(Entries from a dataset)
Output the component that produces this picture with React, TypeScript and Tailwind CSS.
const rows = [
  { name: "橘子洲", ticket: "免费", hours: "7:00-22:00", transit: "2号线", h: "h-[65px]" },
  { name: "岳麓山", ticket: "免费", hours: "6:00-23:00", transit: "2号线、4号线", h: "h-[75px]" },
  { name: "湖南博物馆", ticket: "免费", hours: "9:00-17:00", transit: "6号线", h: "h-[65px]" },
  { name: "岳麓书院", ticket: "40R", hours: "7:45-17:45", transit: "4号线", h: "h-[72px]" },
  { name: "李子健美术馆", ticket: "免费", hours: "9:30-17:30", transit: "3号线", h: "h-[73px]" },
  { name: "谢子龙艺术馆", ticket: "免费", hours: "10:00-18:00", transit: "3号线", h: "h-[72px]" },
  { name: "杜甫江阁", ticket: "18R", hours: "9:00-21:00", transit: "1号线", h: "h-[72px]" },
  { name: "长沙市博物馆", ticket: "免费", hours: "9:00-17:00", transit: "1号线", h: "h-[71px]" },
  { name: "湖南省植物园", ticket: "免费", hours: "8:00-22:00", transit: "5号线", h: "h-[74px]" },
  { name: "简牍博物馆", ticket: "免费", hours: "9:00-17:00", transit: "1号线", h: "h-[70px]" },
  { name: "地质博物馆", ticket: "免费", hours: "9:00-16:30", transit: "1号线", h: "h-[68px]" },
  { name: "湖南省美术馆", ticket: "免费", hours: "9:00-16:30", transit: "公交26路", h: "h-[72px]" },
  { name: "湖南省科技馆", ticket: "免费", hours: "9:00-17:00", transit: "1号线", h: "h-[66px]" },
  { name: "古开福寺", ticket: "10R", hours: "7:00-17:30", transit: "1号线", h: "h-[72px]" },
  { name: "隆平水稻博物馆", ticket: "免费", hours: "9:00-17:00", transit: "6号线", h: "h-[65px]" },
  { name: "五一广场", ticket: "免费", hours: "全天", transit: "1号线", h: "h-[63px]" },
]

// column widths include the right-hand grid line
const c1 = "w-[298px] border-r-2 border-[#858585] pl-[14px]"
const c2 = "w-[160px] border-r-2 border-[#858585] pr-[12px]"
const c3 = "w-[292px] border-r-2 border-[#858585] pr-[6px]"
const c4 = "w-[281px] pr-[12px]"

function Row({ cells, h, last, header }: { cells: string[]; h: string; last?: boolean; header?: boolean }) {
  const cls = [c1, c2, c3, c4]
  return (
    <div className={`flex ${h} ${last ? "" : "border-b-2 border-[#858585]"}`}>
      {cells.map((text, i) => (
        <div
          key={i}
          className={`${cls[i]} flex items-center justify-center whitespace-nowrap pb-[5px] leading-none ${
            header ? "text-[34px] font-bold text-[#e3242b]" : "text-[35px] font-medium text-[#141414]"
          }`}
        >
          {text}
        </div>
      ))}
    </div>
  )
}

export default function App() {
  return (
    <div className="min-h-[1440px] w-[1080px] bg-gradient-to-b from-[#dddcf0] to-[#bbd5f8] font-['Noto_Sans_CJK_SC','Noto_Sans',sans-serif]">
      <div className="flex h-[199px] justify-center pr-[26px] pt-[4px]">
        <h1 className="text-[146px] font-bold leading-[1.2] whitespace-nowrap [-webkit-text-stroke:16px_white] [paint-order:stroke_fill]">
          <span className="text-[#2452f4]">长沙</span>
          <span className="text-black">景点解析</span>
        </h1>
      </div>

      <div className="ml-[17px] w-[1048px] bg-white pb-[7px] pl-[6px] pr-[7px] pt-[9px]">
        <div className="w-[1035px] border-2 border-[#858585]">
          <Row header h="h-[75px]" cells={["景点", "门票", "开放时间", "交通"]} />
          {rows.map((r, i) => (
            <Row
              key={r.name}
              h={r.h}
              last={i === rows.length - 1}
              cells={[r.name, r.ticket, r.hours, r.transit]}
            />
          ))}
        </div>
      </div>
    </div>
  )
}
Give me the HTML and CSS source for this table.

**Short exercise**
Go through the listing above and restate it word for word.

**Complete output**
Output the component that produces this picture with React, TypeScript and Tailwind CSS.
const rows = [
  { name: "橘子洲", ticket: "免费", hours: "7:00-22:00", transit: "2号线", h: "h-[65px]" },
  { name: "岳麓山", ticket: "免费", hours: "6:00-23:00", transit: "2号线、4号线", h: "h-[75px]" },
  { name: "湖南博物馆", ticket: "免费", hours: "9:00-17:00", transit: "6号线", h: "h-[65px]" },
  { name: "岳麓书院", ticket: "40R", hours: "7:45-17:45", transit: "4号线", h: "h-[72px]" },
  { name: "李子健美术馆", ticket: "免费", hours: "9:30-17:30", transit: "3号线", h: "h-[73px]" },
  { name: "谢子龙艺术馆", ticket: "免费", hours: "10:00-18:00", transit: "3号线", h: "h-[72px]" },
  { name: "杜甫江阁", ticket: "18R", hours: "9:00-21:00", transit: "1号线", h: "h-[72px]" },
  { name: "长沙市博物馆", ticket: "免费", hours: "9:00-17:00", transit: "1号线", h: "h-[71px]" },
  { name: "湖南省植物园", ticket: "免费", hours: "8:00-22:00", transit: "5号线", h: "h-[74px]" },
  { name: "简牍博物馆", ticket: "免费", hours: "9:00-17:00", transit: "1号线", h: "h-[70px]" },
  { name: "地质博物馆", ticket: "免费", hours: "9:00-16:30", transit: "1号线", h: "h-[68px]" },
  { name: "湖南省美术馆", ticket: "免费", hours: "9:00-16:30", transit: "公交26路", h: "h-[72px]" },
  { name: "湖南省科技馆", ticket: "免费", hours: "9:00-17:00", transit: "1号线", h: "h-[66px]" },
  { name: "古开福寺", ticket: "10R", hours: "7:00-17:30", transit: "1号线", h: "h-[72px]" },
  { name: "隆平水稻博物馆", ticket: "免费", hours: "9:00-17:00", transit: "6号线", h: "h-[65px]" },
  { name: "五一广场", ticket: "免费", hours: "全天", transit: "1号线", h: "h-[63px]" },
]

// column widths include the right-hand grid line
const c1 = "w-[298px] border-r-2 border-[#858585] pl-[14px]"
const c2 = "w-[160px] border-r-2 border-[#858585] pr-[12px]"
const c3 = "w-[292px] border-r-2 border-[#858585] pr-[6px]"
const c4 = "w-[281px] pr-[12px]"

function Row({ cells, h, last, header }: { cells: string[]; h: string; last?: boolean; header?: boolean }) {
  const cls = [c1, c2, c3, c4]
  return (
    <div className={`flex ${h} ${last ? "" : "border-b-2 border-[#858585]"}`}>
      {cells.map((text, i) => (
        <div
          key={i}
          className={`${cls[i]} flex items-center justify-center whitespace-nowrap pb-[5px] leading-none ${
            header ? "text-[34px] font-bold text-[#e3242b]" : "text-[35px] font-medium text-[#141414]"
          }`}
        >
          {text}
        </div>
      ))}
    </div>
  )
}

export default function App() {
  return (
    <div className="min-h-[1440px] w-[1080px] bg-gradient-to-b from-[#dddcf0] to-[#bbd5f8] font-['Noto_Sans_CJK_SC','Noto_Sans',sans-serif]">
      <div className="flex h-[199px] justify-center pr-[26px] pt-[4px]">
        <h1 className="text-[146px] font-bold leading-[1.2] whitespace-nowrap [-webkit-text-stroke:16px_white] [paint-order:stroke_fill]">
          <span className="text-[#2452f4]">长沙</span>
          <span className="text-black">景点解析</span>
        </h1>
      </div>

      <div className="ml-[17px] w-[1048px] bg-white pb-[7px] pl-[6px] pr-[7px] pt-[9px]">
        <div className="w-[1035px] border-2 border-[#858585]">
          <Row header h="h-[75px]" cells={["景点", "门票", "开放时间", "交通"]} />
          {rows.map((r, i) => (
            <Row
              key={r.name}
              h={r.h}
              last={i === rows.length - 1}
              cells={[r.name, r.ticket, r.hours, r.transit]}
            />
          ))}
        </div>
      </div>
    </div>
  )
}
Give me the HTML and CSS source for this table.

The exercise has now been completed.